Тише, тише, не кричи. Не хочешь — не меняй, никто тебя не заставляет. Подрастешь — сам поймешь, что надо поменять. Я хотел еще раз крикнуть «Не поменяю», но ошибся и закричал:

— Не подрасту!

Мама засмеялась, я убежал и спрятался. Больше я о Гореловых и Юровских не спрашивал, а мама ни о них, ни о перемене фамилии не заговаривала.

Когда умер Ленин, нас повезли в Харьков. Сильный мороз, толпы, костры на площадях. Походили, замерзли и поехали домой.

Два раза возили в театр, и оба раза мы получили огромное удовольствие: от балета «Конек-горбунок» в оперном, и от «Тома Сойера» в театре на Екатеринославской.

Грешно было бы жаловаться на условия жизни. И все равно хотелось убежать, иногда — очень хотелось. Из окон спальни видна Холодная гора с церковью на вершине.
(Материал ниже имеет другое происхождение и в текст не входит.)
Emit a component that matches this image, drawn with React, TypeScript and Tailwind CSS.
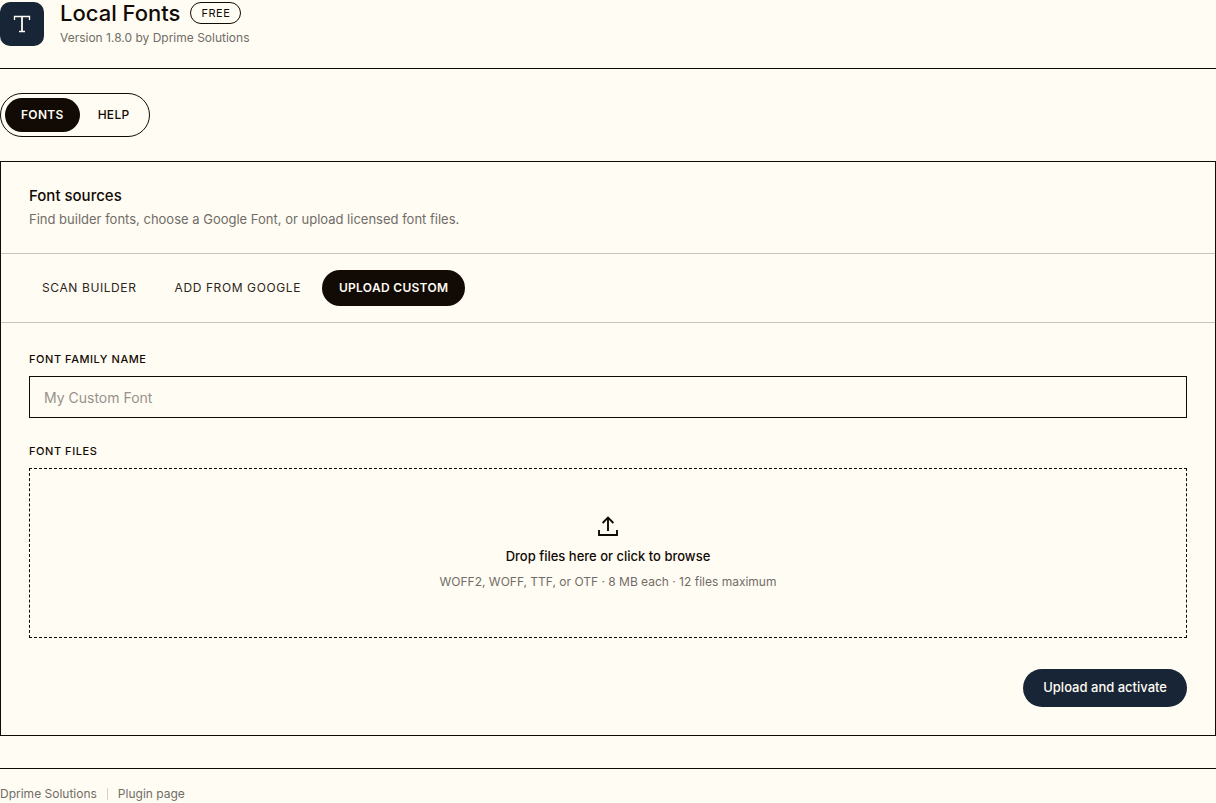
import { useState } from "react";

const pages = ["Fonts", "Help"];

const sources = ["Scan builder", "Add from Google", "Upload custom"];

function LogoMark() {
  return (
    <div className="flex size-11 shrink-0 items-center justify-center rounded-[10px] bg-[#182536]">
      <svg
        width="18"
        height="18"
        viewBox="0 0 18 18"
        fill="none"
        stroke="#fffcf3"
        aria-hidden="true"
      >
        <path d="M1.5 5V1.5h15V5M6 16.5h6" strokeWidth="1.3" />
        <path d="M9 1.5v15" strokeWidth="1.8" />
      </svg>
    </div>
  );
}

function UploadIcon() {
  return (
    <svg
      width="24"
      height="24"
      viewBox="0 0 24 24"
      fill="none"
      stroke="currentColor"
      strokeWidth="1.9"
      aria-hidden="true"
    >
      <path d="M12 17V3.5M6.6 9L12 3.5 17.4 9M3 16v5h18v-5" />
    </svg>
  );
}

export default function App() {
  const [page, setPage] = useState("Fonts");
  const [source, setSource] = useState("Upload custom");

  return (
    <div className="min-h-screen bg-[#fffcf3] font-['Inter','Liberation_Sans',sans-serif] text-[#120a04]">
      {/* Header */}
      <header className="flex items-center gap-4 border-b border-[#120a04] pb-5">
        <LogoMark />
        <div>
          <div className="flex items-center gap-2.5">
            <h1 className="text-[22px] leading-[26px] font-medium">
              Local Fonts
            </h1>
            <span className="rounded-full border border-[#120a04] px-2.5 text-[11px] leading-5 tracking-wider uppercase">
              Free
            </span>
          </div>
          <p className="mt-0.5 text-xs leading-5 text-[#716c68]">
            Version 1.8.0 by Dprime Solutions
          </p>
        </div>
      </header>

      {/* Page switcher */}
      <nav className="mt-6 inline-flex gap-0.5 rounded-full border border-[#120a04] p-1">
        {pages.map((name) => (
          <button
            key={name}
            type="button"
            onClick={() => setPage(name)}
            className={`h-[34px] rounded-full px-4 text-xs tracking-wide uppercase ${
              page === name
                ? "bg-[#120a04] font-semibold text-[#fffcf3]"
                : "font-medium"
            }`}
          >
            {name}
          </button>
        ))}
      </nav>

      <main className="mt-6 border border-[#120a04]">
        <div className="border-b border-[#c8c4be] px-7 pt-6 pb-6">
          <h2 className="text-[15px] leading-5 font-medium">Font sources</h2>
          <p className="mt-[3px] text-[13px] leading-5 text-[#716c68]">
            Find builder fonts, choose a Google Font, or upload licensed font
            files.
          </p>
        </div>

        {/* Source tabs */}
        <div className="flex gap-1 border-b border-[#c8c4be] px-6 py-4">
          {sources.map((name) => (
            <button
              key={name}
              type="button"
              onClick={() => setSource(name)}
              className={`h-9 rounded-full px-[17px] text-xs uppercase ${
                source === name
                  ? "bg-[#120a04] font-semibold tracking-wide text-[#fffcf3]"
                  : "tracking-wider text-[#2c2520]"
              }`}
            >
              {name}
            </button>
          ))}
        </div>

        <form
          className="flex flex-col p-7"
          onSubmit={(e) => e.preventDefault()}
        >
          <label
            htmlFor="family"
            className="text-[11px] leading-[17px] font-medium tracking-wider uppercase"
          >
            Font family name
          </label>
          <input
            id="family"
            type="text"
            placeholder="My Custom Font"
            className="mt-2 h-[42px] w-full border border-[#120a04] bg-transparent px-3.5 text-sm placeholder:text-[#97928c]"
          />

          <span className="mt-[25px] text-[11px] leading-[17px] font-medium tracking-wider uppercase">
            Font files
          </span>
          <label
            htmlFor="files"
            className="mt-2 flex min-h-[170px] cursor-pointer flex-col items-center justify-center border border-dashed border-[#120a04] px-4 text-center"
          >
            <UploadIcon />
            <span className="mt-2 text-[13px] leading-5 font-medium">
              Drop files here or click to browse
            </span>
            <span className="mt-1.5 text-xs leading-5 text-[#716c68]">
              WOFF2, WOFF, TTF, or OTF · 8 MB each · 12 files maximum
            </span>
            <input
              id="files"
              type="file"
              multiple
              accept=".woff2,.woff,.ttf,.otf"
              className="sr-only"
            />
          </label>

          <button
            type="submit"
            className="mt-[31px] h-[38px] self-end rounded-full bg-[#182536] px-5 text-[13px] font-medium text-[#fffcf3]"
          >
            Upload and activate
          </button>
        </form>
      </main>

      {/* Footer */}
      <footer className="mt-8 flex items-center border-t border-[#120a04] pt-4 text-xs leading-[18px] text-[#716c68]">
        <a href="#solutions">Dprime Solutions</a>
        <span className="mx-2.5 h-3 w-px bg-[#d6d2cb]" />
        <a href="#plugin">Plugin page</a>
      </footer>
    </div>
  );
}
Представлял, как доберусь до Харькова. А дальше? К маме — и в мыслях не было: понимал, что там я чужой, лишний. Никогда не просил ее, чтобы она взяла меня к себе на день, и она об этом не заговаривала. К Кропилиным? Но мама привезла меня от них, и они — ничего... К Гореловым и Юровским? Но где они? Бежать в Ростов? Поймают и все равно отправят в детский дом. Оставались мечты перед сном, и все они начинались так: «Вот приедет папа...»

Знаю, что из детского дома меня забирала мама. Но как это было, как ехали в Харьков — ничего не помню. Вижу себя уже у Кропилиных и слышу разговор о том, что меня надо проводить на Сирохинскую. Горячо убеждаю, что провожать не надо, дорогу знаю и дойду сам.

Вера говорит бонне:

— Вы идете гулять с детьми, вот и проводите Петю — он дорогу знает.

Солнечно, тепло, на деревьях почки. Поворачиваем на Сирохинскую, увидел домик Юровских и побежал. Сзади что-то кричит бонна. Быстрей, быстрей. Открыл калитку, закрыл калитку. Пошел медленно-медленно. Со звонким лаем навстречу бежит собачонка, за ней появляются люди.

— А где папа?

— А папа скоро придет. Очнулся на чьей-то кровати — оказывается, я потерял сознание.